Background: Oral elemental diet (ED) is easily assimilated form of liquid nutrients composed of amino acids, sugars, vitamins and minerals. It alleviates the digestive loading from the intestine and mainly used for enteral nutritional support in the treatment of patients with Crohn's disease. High dose alkylating agents and total body irradiation (TBI) commonly used in conditioning regimens for hematopoietic stem cell transplantation (HSCT) are well known to cause severe gastro intestinal toxicities including mucositis associated with oral pain which often disturb oral intake of the patient. Inadequate nutrition requiring total parenteral nutrition (TPN) prolongs hospitalization and life-threatening infection may result from bacterial translocation through damaged mucosal membranes.
Objectives: To our best knowledge, there are no previous reports of the efficacy of ED in patients with HSCT. We conducted a prospective cohort study to determine whether ED improved patients' outcome.
Patients: We enrolled 73 consecutive patients who underwent HSCT between Mar. 2011 and Mar. 2013 in Anjo Kosei Hospital. Fifty patients undergone allogeneic HSCT, and 23 patients undergone autologous HSCT. The sources of allogeneic HSCT were unrelated bone marrow (n=16), related peripheral blood stem cell (n=16), unrelated cord blood (n=18). Median age was 47 years old (range, 17-72 years). There were 41 male and 32 female patients. Patients had leukemia (n = 38), malignant lymphoma (n = 24), multiple myeloma (n = 7), and others (n = 3). At transplant, 52 patients were in complete remission (CR), 21 patients were in non-CR. Twenty-one patients who were transplanted before November 2011 did not receive any ED (non-ED group; NEG), and 52 patients transplanted afterward November 2011 received an ED as standard care (ED-group; EG).

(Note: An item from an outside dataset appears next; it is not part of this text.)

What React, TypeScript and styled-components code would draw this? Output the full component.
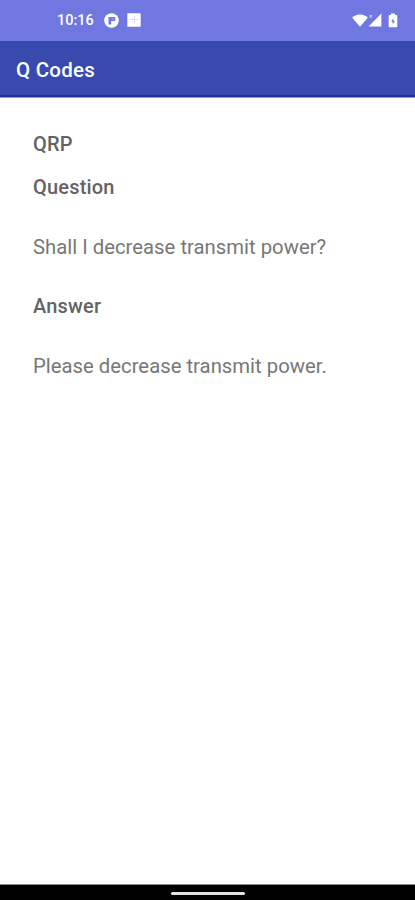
import React from 'react';
import styled, { createGlobalStyle } from 'styled-components';

const GlobalStyle = createGlobalStyle`
  * { box-sizing: border-box; }
  body { margin: 0; background: #fff; font-family: Roboto, sans-serif; }
`;

const Screen = styled.div`
  display: flex;
  flex-direction: column;
  height: 900px;
  width: 100%;
  overflow: hidden;
  background: #fff;
`;

const StatusBar = styled.header`
  display: flex;
  align-items: center;
  height: 41px;
  flex: none;
  padding: 0 17px 1px 57px;
  background: #7077e0;
  color: #fff;
`;

const Clock = styled.span`
  width: 47px;
  padding-top: 2px;
  font-size: 14.5px;
  font-weight: 500;
  line-height: 20px;
`;

const Notifications = styled.div`
  display: flex;
  align-items: center;
  gap: 8px;
`;

const SystemIcons = styled.div`
  display: flex;
  align-items: center;
  margin-left: auto;
`;

const BatterySlot = styled.span`
  display: flex;
  margin-left: 6px;
`;

const AppBar = styled.div`
  display: flex;
  align-items: center;
  height: 57px;
  flex: none;
  padding: 0 16px;
  background: #394aae;
  border-bottom: 1px solid #8795dd;
  box-shadow: inset 0 -2px 0 #1f329b;
`;

const Title = styled.h1`
  margin: 0;
  padding-top: 1px;
  color: #fff;
  font-size: 20.5px;
  font-weight: 500;
  line-height: 28px;
  letter-spacing: 0.25px;
`;

const Content = styled.main`
  flex: 1;
  padding: 32px 33px;
`;

const Heading = styled.h2<{ $top?: number }>`
  margin: ${({ $top = 0 }) => $top}px 0 0;
  color: #636363;
  font-size: 20px;
  font-weight: 500;
  line-height: 28px;
  letter-spacing: 0.18px;
`;

const Text = styled.p`
  margin: 32px 0 0;
  color: #777;
  font-size: 20.3px;
  font-weight: 400;
  line-height: 29px;
  letter-spacing: 0.01px;
  white-space: nowrap;
`;

const NavigationBar = styled.footer`
  display: flex;
  justify-content: center;
  align-items: center;
  flex: none;
  height: 16px;
  padding-top: 1px;
  background: #000;
  border-top: 1px solid #8c8c8c;
`;

const HomeHandle = styled.div`
  width: 74px;
  height: 3px;
  border-radius: 1.5px;
  background: #e3e3e3;
`;

const AppNoticeIcon = () => (
  <svg width="15" height="15" viewBox="0 0 15 15">
    <circle cx="7.5" cy="7.5" r="7.3" fill="#fff" />
    <path d="M4.5 4h6.8v4H7.2v3.6H4.5z" fill="#7077e0" />
    <path d="M7.6 5.4h2.2v1.2H7.6z" fill="#a9adec" />
  </svg>
);

const TilesIcon = () => (
  <svg width="14" height="14" viewBox="0 0 14 14">
    <rect x=".3" y=".3" width="13.4" height="13.4" rx=".5" fill="#fff" />
    <path d="M7.5 3v7M3 6.5h8" stroke="#cfd1f6" strokeWidth=".8" />
  </svg>
);

const WifiIcon = () => (
  <svg width="16" height="13" viewBox="0 0 16 13">
    <path d="M.2 3.7C4.7-.6 11.3-.6 15.8 3.7L8 12.8z" fill="#fff" />
  </svg>
);

const SignalIcon = () => (
  <svg width="14" height="14" viewBox="0 0 14 14">
    <path d="M13.4.5v13H.6z" fill="#fff" />
    <path d="M1.7 2.4l2 2M3.7 2.4l-2 2" stroke="#e6e7fb" strokeWidth="1.2" />
  </svg>
);

const BatteryIcon = () => (
  <svg width="10" height="15" viewBox="0 0 10 15">
    <path d="M3 .5h4v1.6h1.3q1 0 1 1v10.2q0 1-1 1H1.7q-1 0-1-1V3.1q0-1 1-1H3z" fill="#fff" />
    <path d="M5.4 4.9L3.2 8.7h1.5v2.8L7 7.7H5.4z" fill="#7077e0" />
  </svg>
);

export default function App() {
  return (
    <>
      <GlobalStyle />
      <Screen>
        <StatusBar>
          <Clock>10:16</Clock>
          <Notifications>
            <AppNoticeIcon />
            <TilesIcon />
          </Notifications>
          <SystemIcons>
            <WifiIcon />
            <SignalIcon />
            <BatterySlot>
              <BatteryIcon />
            </BatterySlot>
          </SystemIcons>
        </StatusBar>
        <AppBar>
          <Title>Q Codes</Title>
        </AppBar>
        <Content>
          <Heading>QRP</Heading>
          <Heading $top={15}>Question</Heading>
          <Text>Shall I decrease transmit power?</Text>
          <Heading $top={30}>Answer</Heading>
          <Text>Please decrease transmit power.</Text>
        </Content>
        <NavigationBar>
          <HomeHandle />
        </NavigationBar>
      </Screen>
    </>
  );
}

Methods: ED administration was initiated from day -8 to day -4 to all patients when conditioning regimens for HSCT began, and ended on day +28 after HSCT. The recommended dose was 80g (1255 kJ) daily for total oral ED intake. We didn’t exclude the intake after failure of ED administration, additional food intake, and total parenteral nutrition (TPN). Our standard practice for allogeneic HSCT has been to start TPN on day -1 and continue until patients achieve a documented caloric intake of 6279 kJ per day after engraftment. For autologous HSCT, our protocol has been to start TPN when patients fail to reach a documented caloric intake of 6279 kJ per day by food intake and continue until this level is reached. This study was approved by our institutional review board.
Results: Patient characteristics were not significantly different between the two groups. The median days of ED administration was 30 days (range, 3–37 days). The median number of days of oral food intake for EG and NEG were 22 days (range, 2–37) and 25 days (range, 3–35 days) days, respectively (P = 0.90). There were no adverse events reported due to ED administration. Grade 3/4 oral mucositis occurred in 13 (25%) EG patients and 10 (48%) NEG patients (P=0.06). Mean duration of mucositis in EG and NEG were 2.8 days and 5.6 days (P=0.07), respectively. Grade 2 to 4 fever occurred in 43 (83%) EG patients and 14 (67%) NEG patients (P=0.13), and the mean duration of fever were 3.9 days and 5.0 days, respectively (P=0.95). Acute GVHD occurred in 8 (19%) EG patients and 7 (46%) NEG patients (P=0.21). The mean duration of patient hospitalization was 36.6 days in EG patients and 57.3 days in NEG patients (P=0.003). Day100 non-relapse mortalities were 4 (8%) in EG patients and 3 (14%) in NEG patients (P=0.40).
Conclusions: Oral intake of ED in patients with HSCT significantly reduced the duration of hospitalization and showed the possibility to improve the occurrence of grade 3/4 oral mucositis without adverse events.
No relevant conflicts of interest to declare.